[Web page code records]
_ _ _

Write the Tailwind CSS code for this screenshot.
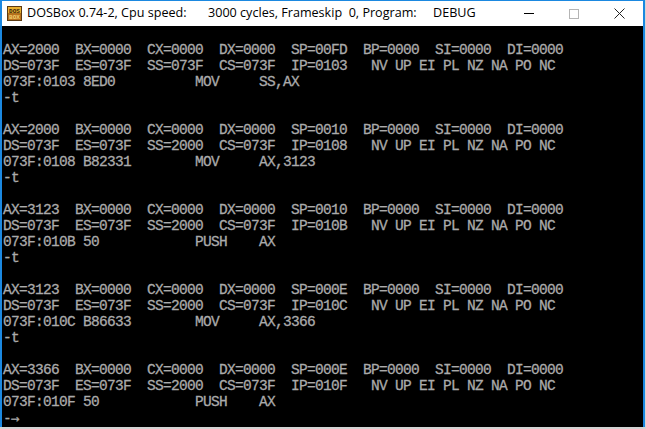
<!DOCTYPE html>
<html lang="en">
<head>
    <meta charset="UTF-8">
    <title>DOSBox</title>
    <script src="https://cdn.jsdelivr.net/npm/@tailwindcss/browser@4"></script>
</head>
<body class="w-[646px] h-[429px] overflow-hidden bg-[#d4d4d4]">
    <div class="w-[645px] h-[427px] border-x-2 border-t border-b border-[#1b88e0] bg-white flex flex-col">
        <!-- title bar -->
        <div class="h-[25px] shrink-0 flex items-center text-[12.6px] text-black whitespace-pre font-['Open_Sans',sans-serif]">
            <svg class="ml-[5px] mr-[5px]" width="15" height="15" viewBox="0 0 15 15">
                <rect width="15" height="15" fill="#5b3a12"/>
                <rect x="1" y="1" width="13" height="6.5" fill="#e8b030"/>
                <rect x="1" y="7.5" width="13" height="6.5" fill="#b8701c"/>
                <text x="7.5" y="6.5" text-anchor="middle" font-size="6" font-weight="700" font-family="Liberation Mono" fill="#3a2208">DOS</text>
                <text x="7.5" y="13" text-anchor="middle" font-size="6" font-weight="700" font-family="Liberation Mono" fill="#f0d070">BOX</text>
            </svg>
            <span class="w-[181px]">DOSBox 0.74-2, Cpu speed:</span>
            <span class="w-[225px]">3000 cycles, Frameskip  0, Program:</span>
            <span>DEBUG</span>
            <div class="ml-auto flex items-center mr-[18px] gap-[35px]">
                <div class="w-[10px] h-px bg-black"></div>
                <div class="w-[10px] h-[10px] border border-[#b5b5b5]"></div>
                <svg width="11" height="11" viewBox="0 0 11 11"><path d="M0.5 0.5L10.5 10.5M10.5 0.5L0.5 10.5" stroke="#222" fill="none"/></svg>
            </div>
        </div>
        <!-- dos screen -->
        <pre class="flex-1 bg-black text-[#aaaaaa] text-[14.5px] tracking-[-0.7px] [-webkit-text-stroke:0.3px_#aaaaaa] leading-[16px] pl-px font-['Liberation_Mono',monospace]">

AX=2000  BX=0000  CX=0000  DX=0000  SP=00FD  BP=0000  SI=0000  DI=0000
DS=073F  ES=073F  SS=073F  CS=073F  IP=0103   NV UP EI PL NZ NA PO NC
073F:0103 8ED0          MOV     SS,AX
-t

AX=2000  BX=0000  CX=0000  DX=0000  SP=0010  BP=0000  SI=0000  DI=0000
DS=073F  ES=073F  SS=2000  CS=073F  IP=0108   NV UP EI PL NZ NA PO NC
073F:0108 B82331        MOV     AX,3123
-t

AX=3123  BX=0000  CX=0000  DX=0000  SP=0010  BP=0000  SI=0000  DI=0000
DS=073F  ES=073F  SS=2000  CS=073F  IP=010B   NV UP EI PL NZ NA PO NC
073F:010B 50            PUSH    AX
-t

AX=3123  BX=0000  CX=0000  DX=0000  SP=000E  BP=0000  SI=0000  DI=0000
DS=073F  ES=073F  SS=2000  CS=073F  IP=010C   NV UP EI PL NZ NA PO NC
073F:010C B86633        MOV     AX,3366
-t

AX=3366  BX=0000  CX=0000  DX=0000  SP=000E  BP=0000  SI=0000  DI=0000
DS=073F  ES=073F  SS=2000  CS=073F  IP=010F   NV UP EI PL NZ NA PO NC
073F:010F 50            PUSH    AX
<span class="font-['DejaVu_Sans_Mono',monospace]">-→</span></pre>
    </div>
</body>
</html>
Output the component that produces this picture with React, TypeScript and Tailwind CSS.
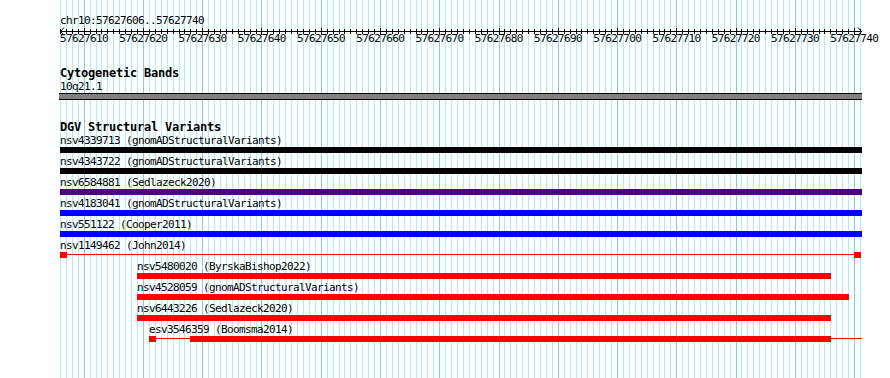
const START = 57627606;
const BASES = 135;
const X0 = 60;
const PX = 800 / BASES;

const Grid = () => {
  const lines = [];
  for (let i = 0; i <= BASES; i++) {
    const x = Math.round(X0 + i * PX);
    const major = (START + i) % 10 === 0;
    lines.push(
      <rect key={i} x={x} y={0} width={1} height={378} fill={major ? "#87c9ea" : "#aeeef0"} />
    );
  }
  return (
    <svg className="absolute left-0 top-0" width={890} height={378}>
      {lines}
    </svg>
  );
};

const Ruler = () => {
  const ticks = [];
  for (let i = 0; i <= BASES; i++) {
    const x = Math.round(X0 + i * PX);
    const major = (START + i) % 10 === 0;
    ticks.push(
      <rect key={i} x={x} y={major ? 2 : 3} width={1} height={major ? 7 : 5} fill="#000" />
    );
  }
  return (
    <svg className="block h-[8px] overflow-visible" width={890} height={8}>
      <rect x={60} y={5} width={802} height={1} fill="#000" />
      {ticks}
      <polyline points="64,1.5 60.5,5.5 64,9.5" fill="none" stroke="#000" strokeWidth={1} />
      <polyline points="858,1.5 861.5,5.5 858,9.5" fill="none" stroke="#000" strokeWidth={1} />
    </svg>
  );
};

type Seg = { w: number; thin?: boolean };

type Variant = {
  label: string;
  left: number;
  color: string;
  segs: Seg[];
};

const variants: Variant[] = [
  { label: "nsv4339713 (gnomADStructuralVariants)", left: 60, color: "bg-black", segs: [{ w: 802 }] },
  { label: "nsv4343722 (gnomADStructuralVariants)", left: 60, color: "bg-black", segs: [{ w: 802 }] },
  { label: "nsv6584881 (Sedlazeck2020)", left: 60, color: "bg-[#4b0082]", segs: [{ w: 802 }] },
  { label: "nsv4183041 (gnomADStructuralVariants)", left: 60, color: "bg-[#0000ff]", segs: [{ w: 802 }] },
  { label: "nsv551122 (Cooper2011)", left: 60, color: "bg-[#0000ff]", segs: [{ w: 802 }] },
  {
    label: "nsv1149462 (John2014)",
    left: 60,
    color: "bg-[#ff0000]",
    segs: [{ w: 7 }, { w: 787, thin: true }, { w: 7 }],
  },
  { label: "nsv5480020 (ByrskaBishop2022)", left: 137, color: "bg-[#ff0000]", segs: [{ w: 694 }] },
  { label: "nsv4528059 (gnomADStructuralVariants)", left: 137, color: "bg-[#ff0000]", segs: [{ w: 712 }] },
  { label: "nsv6443226 (Sedlazeck2020)", left: 137, color: "bg-[#ff0000]", segs: [{ w: 694 }] },
  {
    label: "esv3546359 (Boomsma2014)",
    left: 149,
    color: "bg-[#ff0000]",
    segs: [{ w: 7 }, { w: 34, thin: true }, { w: 641 }, { w: 31, thin: true }],
  },
];

const VariantRow = ({ v }: { v: Variant }) => (
  <div className="h-[21px]" style={{ paddingLeft: v.left }}>
    <div className="h-[11px] whitespace-pre text-[11px] leading-[11px] tracking-[-0.62px]">{v.label}</div>
    <div className="mt-[1px] flex h-[6px] items-start">
      {v.segs.map((s, i) => (
        <div
          key={i}
          className={`${v.color} shrink-0 ${s.thin ? "mt-[2px] h-px" : "h-[6px]"}`}
          style={{ width: s.w }}
        />
      ))}
    </div>
  </div>
);

export default function App() {
  const labels = [];
  for (let p = 57627610; p <= 57627740; p += 10) labels.push(p);

  return (
    <div className="relative h-[378px] w-[890px] overflow-hidden bg-white text-black">
      <Grid />
      <div className="relative pt-[16px] font-['DejaVu_Sans_Mono',monospace]">
        <div className="ml-[60px] h-[10px] whitespace-pre text-[11px] leading-[10px] tracking-[-0.62px]">
          chr10:57627606..57627740
        </div>
        <Ruler />
        <div className="flex h-[10px] pl-[60px] text-[11px] leading-[10px] tracking-[-0.62px]">
          {labels.map((p) => (
            <div key={p} className="w-[59.259px] shrink-0 whitespace-nowrap">
              {p}
            </div>
          ))}
        </div>

        <div className="ml-[60px] mt-[23px] h-[12px] text-[12px] font-bold leading-[12px] tracking-[-0.22px]">
          Cytogenetic Bands
        </div>
        <div className="ml-[60px] mt-[2.5px] h-[10px] text-[11px] leading-[10px] tracking-[-0.62px]">10q21.1</div>
        <div className="ml-[59px] mt-[1.5px] h-[7px] w-[803px] border-y border-black bg-[#808080]" />

        <div className="ml-[60px] mt-[21px] h-[12px] text-[12px] font-bold leading-[12px] tracking-[-0.22px]">
          DGV Structural Variants
        </div>
        <div className="mt-[2px]">
          {variants.map((v) => (
            <VariantRow key={v.label} v={v} />
          ))}
        </div>
      </div>
    </div>
  );
}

_ _ _

What is expected – The lines you need run from the one containing "Output the component" down to the one containing "const PX = 800 / BASES;"; print them exactly, both ends included, and leave out pictures.

Exercise output –
Output the component that produces this picture with React, TypeScript and Tailwind CSS.
const START = 57627606;
const BASES = 135;
const X0 = 60;
const PX = 800 / BASES;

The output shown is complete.